(Interface markup and scripts)

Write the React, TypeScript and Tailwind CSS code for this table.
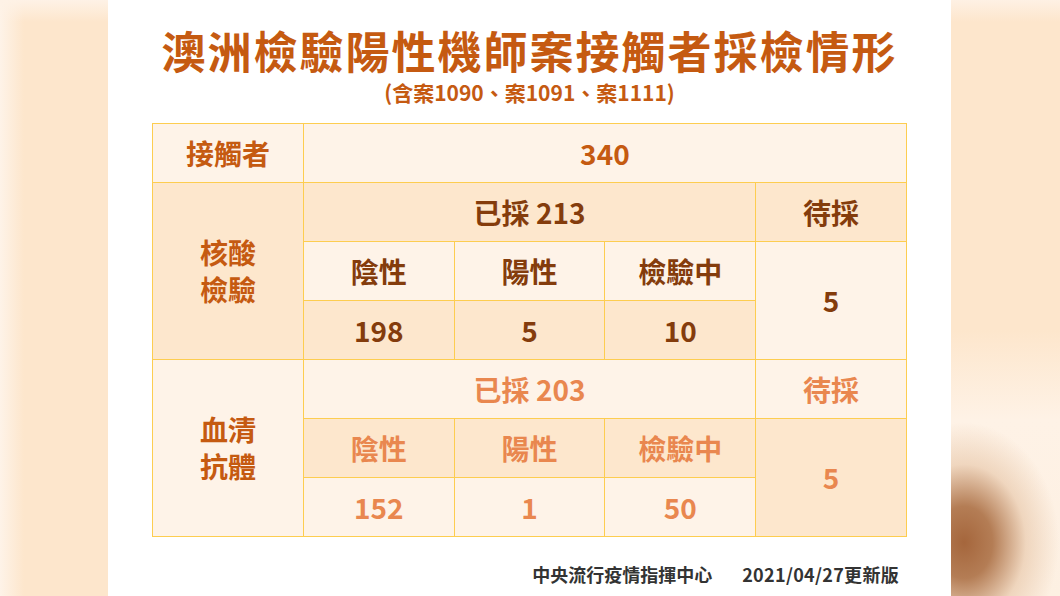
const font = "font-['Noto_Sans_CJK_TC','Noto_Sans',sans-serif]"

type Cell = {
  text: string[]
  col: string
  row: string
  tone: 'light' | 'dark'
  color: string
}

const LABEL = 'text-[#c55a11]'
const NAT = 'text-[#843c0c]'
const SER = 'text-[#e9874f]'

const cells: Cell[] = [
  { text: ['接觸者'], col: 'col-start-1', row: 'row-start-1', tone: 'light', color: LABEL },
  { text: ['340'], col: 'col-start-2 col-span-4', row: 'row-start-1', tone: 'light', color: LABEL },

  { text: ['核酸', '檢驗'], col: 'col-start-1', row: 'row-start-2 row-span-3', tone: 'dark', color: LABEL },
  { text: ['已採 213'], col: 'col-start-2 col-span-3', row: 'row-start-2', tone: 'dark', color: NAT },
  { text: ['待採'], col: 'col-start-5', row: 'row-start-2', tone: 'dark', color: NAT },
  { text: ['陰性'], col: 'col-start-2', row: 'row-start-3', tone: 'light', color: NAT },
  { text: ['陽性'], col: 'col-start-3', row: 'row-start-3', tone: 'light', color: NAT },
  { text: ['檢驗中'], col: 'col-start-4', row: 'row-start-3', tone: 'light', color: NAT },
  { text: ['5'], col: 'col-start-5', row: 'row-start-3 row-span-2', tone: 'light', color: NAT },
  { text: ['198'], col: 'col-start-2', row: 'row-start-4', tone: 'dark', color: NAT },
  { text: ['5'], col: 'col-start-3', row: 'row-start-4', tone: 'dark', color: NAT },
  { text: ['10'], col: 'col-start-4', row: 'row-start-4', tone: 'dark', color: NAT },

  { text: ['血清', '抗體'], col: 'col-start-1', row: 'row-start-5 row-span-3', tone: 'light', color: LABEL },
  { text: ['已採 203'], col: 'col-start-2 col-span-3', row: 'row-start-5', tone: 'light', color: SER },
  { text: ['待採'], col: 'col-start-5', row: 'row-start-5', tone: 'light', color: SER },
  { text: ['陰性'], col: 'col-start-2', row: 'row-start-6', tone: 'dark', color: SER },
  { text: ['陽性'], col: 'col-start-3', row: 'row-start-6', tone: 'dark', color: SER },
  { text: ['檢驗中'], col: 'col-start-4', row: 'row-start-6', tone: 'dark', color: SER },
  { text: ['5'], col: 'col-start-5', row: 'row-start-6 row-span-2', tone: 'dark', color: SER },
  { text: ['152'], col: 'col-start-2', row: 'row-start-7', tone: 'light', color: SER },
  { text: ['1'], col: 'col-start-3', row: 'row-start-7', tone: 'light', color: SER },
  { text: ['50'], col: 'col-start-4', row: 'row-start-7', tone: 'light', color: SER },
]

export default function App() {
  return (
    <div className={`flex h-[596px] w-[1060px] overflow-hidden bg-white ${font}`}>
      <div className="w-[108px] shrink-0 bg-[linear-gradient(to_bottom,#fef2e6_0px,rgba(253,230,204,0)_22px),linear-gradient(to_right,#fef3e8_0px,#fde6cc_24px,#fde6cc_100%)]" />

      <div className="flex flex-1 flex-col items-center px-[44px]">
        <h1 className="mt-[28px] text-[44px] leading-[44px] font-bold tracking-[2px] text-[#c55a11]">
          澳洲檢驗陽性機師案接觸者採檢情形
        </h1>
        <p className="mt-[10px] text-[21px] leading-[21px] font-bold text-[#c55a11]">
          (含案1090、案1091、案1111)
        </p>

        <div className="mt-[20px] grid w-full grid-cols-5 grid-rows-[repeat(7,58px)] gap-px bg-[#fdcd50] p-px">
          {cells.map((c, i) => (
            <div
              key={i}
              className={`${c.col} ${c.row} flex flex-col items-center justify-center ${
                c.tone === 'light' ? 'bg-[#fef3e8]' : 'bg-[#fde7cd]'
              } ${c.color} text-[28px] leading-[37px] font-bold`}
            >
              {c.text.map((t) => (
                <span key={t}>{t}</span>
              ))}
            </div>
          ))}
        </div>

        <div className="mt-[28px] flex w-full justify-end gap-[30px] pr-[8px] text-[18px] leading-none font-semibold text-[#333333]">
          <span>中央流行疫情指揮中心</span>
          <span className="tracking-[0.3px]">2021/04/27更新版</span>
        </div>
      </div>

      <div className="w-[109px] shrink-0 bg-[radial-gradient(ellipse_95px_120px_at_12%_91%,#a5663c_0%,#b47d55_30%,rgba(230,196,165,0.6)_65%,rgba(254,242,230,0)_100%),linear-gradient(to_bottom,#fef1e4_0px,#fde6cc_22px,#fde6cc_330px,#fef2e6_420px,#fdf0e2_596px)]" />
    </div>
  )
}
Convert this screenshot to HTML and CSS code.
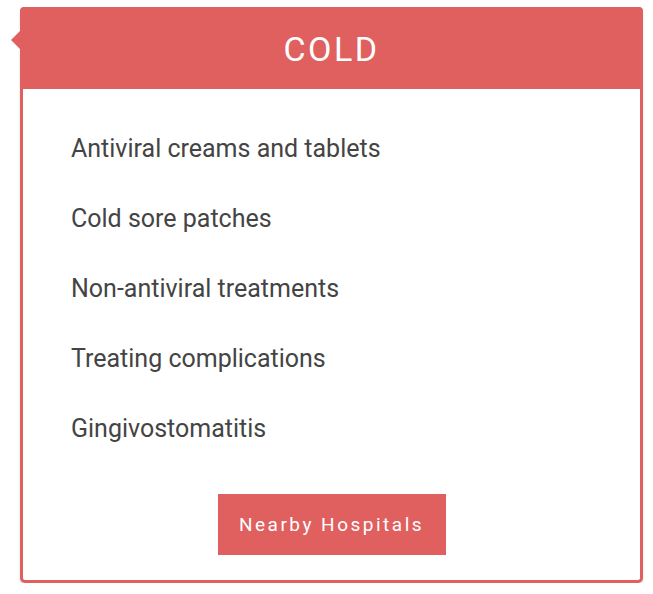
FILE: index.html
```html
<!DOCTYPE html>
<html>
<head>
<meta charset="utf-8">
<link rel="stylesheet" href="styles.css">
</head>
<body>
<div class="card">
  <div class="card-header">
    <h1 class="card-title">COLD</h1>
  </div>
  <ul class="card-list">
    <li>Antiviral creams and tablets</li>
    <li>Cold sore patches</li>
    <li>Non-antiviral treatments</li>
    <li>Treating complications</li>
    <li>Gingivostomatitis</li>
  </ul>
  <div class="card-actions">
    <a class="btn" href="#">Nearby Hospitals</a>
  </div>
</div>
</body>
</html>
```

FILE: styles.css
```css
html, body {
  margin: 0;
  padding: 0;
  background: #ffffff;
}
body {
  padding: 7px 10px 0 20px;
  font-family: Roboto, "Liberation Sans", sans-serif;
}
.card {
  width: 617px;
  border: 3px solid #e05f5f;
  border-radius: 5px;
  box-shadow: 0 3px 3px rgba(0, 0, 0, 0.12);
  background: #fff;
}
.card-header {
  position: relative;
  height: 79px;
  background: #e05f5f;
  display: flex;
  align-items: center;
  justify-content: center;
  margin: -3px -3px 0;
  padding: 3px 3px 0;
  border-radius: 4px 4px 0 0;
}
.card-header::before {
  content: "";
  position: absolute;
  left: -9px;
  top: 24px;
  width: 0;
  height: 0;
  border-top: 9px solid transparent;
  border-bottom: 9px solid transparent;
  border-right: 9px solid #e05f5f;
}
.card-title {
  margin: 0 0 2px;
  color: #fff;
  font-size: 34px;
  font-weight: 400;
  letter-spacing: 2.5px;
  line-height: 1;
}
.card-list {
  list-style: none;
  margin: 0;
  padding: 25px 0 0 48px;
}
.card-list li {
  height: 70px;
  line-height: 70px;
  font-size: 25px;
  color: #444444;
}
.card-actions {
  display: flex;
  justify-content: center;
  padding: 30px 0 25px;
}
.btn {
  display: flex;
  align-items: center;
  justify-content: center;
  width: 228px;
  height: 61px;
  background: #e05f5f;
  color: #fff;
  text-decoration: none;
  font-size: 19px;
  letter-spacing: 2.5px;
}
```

---

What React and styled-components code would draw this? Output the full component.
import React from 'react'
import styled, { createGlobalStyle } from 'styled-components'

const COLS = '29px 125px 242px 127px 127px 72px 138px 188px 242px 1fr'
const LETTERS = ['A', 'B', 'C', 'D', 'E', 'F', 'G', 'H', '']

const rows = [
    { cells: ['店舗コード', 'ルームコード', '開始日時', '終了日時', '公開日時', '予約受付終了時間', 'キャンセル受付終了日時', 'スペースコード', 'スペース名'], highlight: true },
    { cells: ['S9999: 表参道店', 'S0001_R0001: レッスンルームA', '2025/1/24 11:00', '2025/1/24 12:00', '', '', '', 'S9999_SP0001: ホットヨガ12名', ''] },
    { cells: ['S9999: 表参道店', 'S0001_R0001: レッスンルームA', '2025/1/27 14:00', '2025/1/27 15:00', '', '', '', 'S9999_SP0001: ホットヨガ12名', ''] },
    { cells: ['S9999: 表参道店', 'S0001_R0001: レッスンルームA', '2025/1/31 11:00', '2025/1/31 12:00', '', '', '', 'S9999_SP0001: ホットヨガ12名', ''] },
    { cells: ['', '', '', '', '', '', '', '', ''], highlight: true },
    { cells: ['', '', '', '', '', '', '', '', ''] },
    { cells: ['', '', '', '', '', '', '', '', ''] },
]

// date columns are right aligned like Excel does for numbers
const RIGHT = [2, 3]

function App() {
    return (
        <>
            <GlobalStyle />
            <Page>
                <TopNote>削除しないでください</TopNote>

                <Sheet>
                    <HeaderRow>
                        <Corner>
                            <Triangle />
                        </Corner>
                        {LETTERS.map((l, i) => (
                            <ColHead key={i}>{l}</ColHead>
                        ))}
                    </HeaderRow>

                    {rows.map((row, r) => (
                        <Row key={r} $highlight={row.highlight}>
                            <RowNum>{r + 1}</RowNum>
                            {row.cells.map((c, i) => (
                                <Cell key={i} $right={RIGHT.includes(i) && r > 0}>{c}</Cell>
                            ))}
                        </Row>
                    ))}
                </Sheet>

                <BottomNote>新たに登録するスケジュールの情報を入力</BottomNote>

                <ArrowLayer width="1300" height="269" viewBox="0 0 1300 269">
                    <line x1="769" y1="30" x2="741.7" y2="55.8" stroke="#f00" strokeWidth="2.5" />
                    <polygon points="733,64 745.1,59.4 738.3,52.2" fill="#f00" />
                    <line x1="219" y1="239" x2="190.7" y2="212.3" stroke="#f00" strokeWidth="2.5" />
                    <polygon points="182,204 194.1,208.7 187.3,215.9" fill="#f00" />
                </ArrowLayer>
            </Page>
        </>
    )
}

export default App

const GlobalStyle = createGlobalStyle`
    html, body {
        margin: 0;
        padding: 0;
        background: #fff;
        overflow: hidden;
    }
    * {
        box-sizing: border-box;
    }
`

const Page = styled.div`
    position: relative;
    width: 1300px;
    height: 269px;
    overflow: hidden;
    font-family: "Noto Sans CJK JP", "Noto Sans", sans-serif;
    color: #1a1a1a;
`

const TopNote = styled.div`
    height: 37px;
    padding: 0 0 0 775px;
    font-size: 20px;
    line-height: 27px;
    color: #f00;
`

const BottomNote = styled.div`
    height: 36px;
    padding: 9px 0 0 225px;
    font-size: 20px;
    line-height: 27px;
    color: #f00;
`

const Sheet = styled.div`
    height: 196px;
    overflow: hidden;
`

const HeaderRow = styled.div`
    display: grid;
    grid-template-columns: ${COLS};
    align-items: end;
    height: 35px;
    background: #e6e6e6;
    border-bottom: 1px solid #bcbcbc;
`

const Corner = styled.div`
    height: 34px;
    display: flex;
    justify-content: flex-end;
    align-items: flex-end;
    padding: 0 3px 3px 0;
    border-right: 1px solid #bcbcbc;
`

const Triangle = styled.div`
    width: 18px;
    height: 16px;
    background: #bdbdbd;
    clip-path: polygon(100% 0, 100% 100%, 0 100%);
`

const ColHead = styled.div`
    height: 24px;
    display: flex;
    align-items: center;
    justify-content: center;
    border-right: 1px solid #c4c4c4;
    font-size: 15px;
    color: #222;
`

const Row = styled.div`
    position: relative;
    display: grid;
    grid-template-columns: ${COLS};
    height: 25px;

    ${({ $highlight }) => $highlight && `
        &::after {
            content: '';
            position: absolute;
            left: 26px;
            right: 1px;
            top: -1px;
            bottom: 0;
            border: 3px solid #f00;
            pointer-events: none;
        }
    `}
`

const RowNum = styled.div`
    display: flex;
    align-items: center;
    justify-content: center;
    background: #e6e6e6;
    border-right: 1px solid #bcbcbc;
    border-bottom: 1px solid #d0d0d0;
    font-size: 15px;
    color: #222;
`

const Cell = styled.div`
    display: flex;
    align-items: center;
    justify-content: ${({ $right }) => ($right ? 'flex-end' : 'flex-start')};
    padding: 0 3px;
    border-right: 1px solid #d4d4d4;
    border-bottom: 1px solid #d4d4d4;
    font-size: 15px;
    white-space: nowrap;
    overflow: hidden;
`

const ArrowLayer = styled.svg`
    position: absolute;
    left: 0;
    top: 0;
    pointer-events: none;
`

==

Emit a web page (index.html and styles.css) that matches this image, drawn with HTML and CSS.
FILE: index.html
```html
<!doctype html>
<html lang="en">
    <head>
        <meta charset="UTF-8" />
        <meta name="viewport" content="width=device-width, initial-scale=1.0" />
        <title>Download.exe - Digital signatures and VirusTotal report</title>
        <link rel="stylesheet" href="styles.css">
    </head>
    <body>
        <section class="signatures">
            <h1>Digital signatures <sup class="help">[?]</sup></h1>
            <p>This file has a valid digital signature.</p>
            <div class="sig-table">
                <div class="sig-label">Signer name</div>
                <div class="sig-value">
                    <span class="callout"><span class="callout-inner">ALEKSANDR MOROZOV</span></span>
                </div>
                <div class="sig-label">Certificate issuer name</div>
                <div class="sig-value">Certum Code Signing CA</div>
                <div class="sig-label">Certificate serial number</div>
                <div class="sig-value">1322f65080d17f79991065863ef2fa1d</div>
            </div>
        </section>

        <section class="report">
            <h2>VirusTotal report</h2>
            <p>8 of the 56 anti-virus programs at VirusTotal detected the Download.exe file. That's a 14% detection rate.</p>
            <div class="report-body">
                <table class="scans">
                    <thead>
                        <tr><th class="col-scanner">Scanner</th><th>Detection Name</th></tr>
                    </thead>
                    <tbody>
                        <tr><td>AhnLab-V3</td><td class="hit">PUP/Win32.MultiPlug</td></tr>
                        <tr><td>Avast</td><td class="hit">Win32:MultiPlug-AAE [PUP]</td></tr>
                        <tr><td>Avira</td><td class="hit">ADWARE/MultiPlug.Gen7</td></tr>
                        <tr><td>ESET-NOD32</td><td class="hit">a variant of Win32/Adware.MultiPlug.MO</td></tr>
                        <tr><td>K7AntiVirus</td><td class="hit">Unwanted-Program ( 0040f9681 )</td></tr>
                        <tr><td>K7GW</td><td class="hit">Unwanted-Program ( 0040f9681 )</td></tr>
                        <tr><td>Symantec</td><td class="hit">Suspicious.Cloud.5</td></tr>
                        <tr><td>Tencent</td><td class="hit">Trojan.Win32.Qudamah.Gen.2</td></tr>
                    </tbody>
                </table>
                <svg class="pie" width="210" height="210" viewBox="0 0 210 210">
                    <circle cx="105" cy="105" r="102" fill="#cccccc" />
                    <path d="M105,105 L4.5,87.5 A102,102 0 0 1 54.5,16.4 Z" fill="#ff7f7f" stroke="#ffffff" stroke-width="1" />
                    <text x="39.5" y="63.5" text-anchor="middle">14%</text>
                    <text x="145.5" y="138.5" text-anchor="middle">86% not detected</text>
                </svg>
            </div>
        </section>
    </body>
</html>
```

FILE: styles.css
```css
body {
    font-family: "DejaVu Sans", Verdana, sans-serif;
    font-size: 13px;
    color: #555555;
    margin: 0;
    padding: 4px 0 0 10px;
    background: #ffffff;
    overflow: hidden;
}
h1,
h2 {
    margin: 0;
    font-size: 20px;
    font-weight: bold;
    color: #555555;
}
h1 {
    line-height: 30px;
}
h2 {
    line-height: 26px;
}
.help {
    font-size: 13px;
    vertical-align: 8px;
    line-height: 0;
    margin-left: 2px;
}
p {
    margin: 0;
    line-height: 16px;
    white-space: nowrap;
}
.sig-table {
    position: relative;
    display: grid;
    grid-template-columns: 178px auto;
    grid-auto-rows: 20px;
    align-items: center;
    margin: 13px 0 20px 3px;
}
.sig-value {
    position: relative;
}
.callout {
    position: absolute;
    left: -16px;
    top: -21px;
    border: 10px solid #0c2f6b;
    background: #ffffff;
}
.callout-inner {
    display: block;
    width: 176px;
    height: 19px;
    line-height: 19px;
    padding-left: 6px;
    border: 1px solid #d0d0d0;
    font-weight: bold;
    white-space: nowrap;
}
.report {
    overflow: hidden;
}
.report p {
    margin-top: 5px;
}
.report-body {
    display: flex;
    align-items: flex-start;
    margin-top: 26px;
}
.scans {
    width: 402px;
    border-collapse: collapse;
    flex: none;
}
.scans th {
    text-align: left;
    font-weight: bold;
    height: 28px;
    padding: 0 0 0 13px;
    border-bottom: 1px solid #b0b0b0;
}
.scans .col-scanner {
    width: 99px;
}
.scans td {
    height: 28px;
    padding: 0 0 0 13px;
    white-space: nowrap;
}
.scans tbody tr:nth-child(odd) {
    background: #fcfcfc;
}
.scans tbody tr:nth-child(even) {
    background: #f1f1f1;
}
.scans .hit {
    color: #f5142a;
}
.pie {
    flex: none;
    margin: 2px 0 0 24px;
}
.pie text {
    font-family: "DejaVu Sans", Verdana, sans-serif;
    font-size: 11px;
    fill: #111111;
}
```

[WHAT IS REQUIRED]:
Above are the records. Print exactly the lines from the one containing "Write the React, TypeScript" to the one containing "['340'], col: 'col-start-2", both included, and nothing else; pictures are excluded.

[OUTPUT FOR THIS EXERCISE]:
Write the React, TypeScript and Tailwind CSS code for this table.
const font = "font-['Noto_Sans_CJK_TC','Noto_Sans',sans-serif]"

type Cell = {
  text: string[]
  col: string
  row: string
  tone: 'light' | 'dark'
  color: string
}

const LABEL = 'text-[#c55a11]'
const NAT = 'text-[#843c0c]'
const SER = 'text-[#e9874f]'

const cells: Cell[] = [
  { text: ['接觸者'], col: 'col-start-1', row: 'row-start-1', tone: 'light', color: LABEL },
  { text: ['340'], col: 'col-start-2 col-span-4', row: 'row-start-1', tone: 'light', color: LABEL },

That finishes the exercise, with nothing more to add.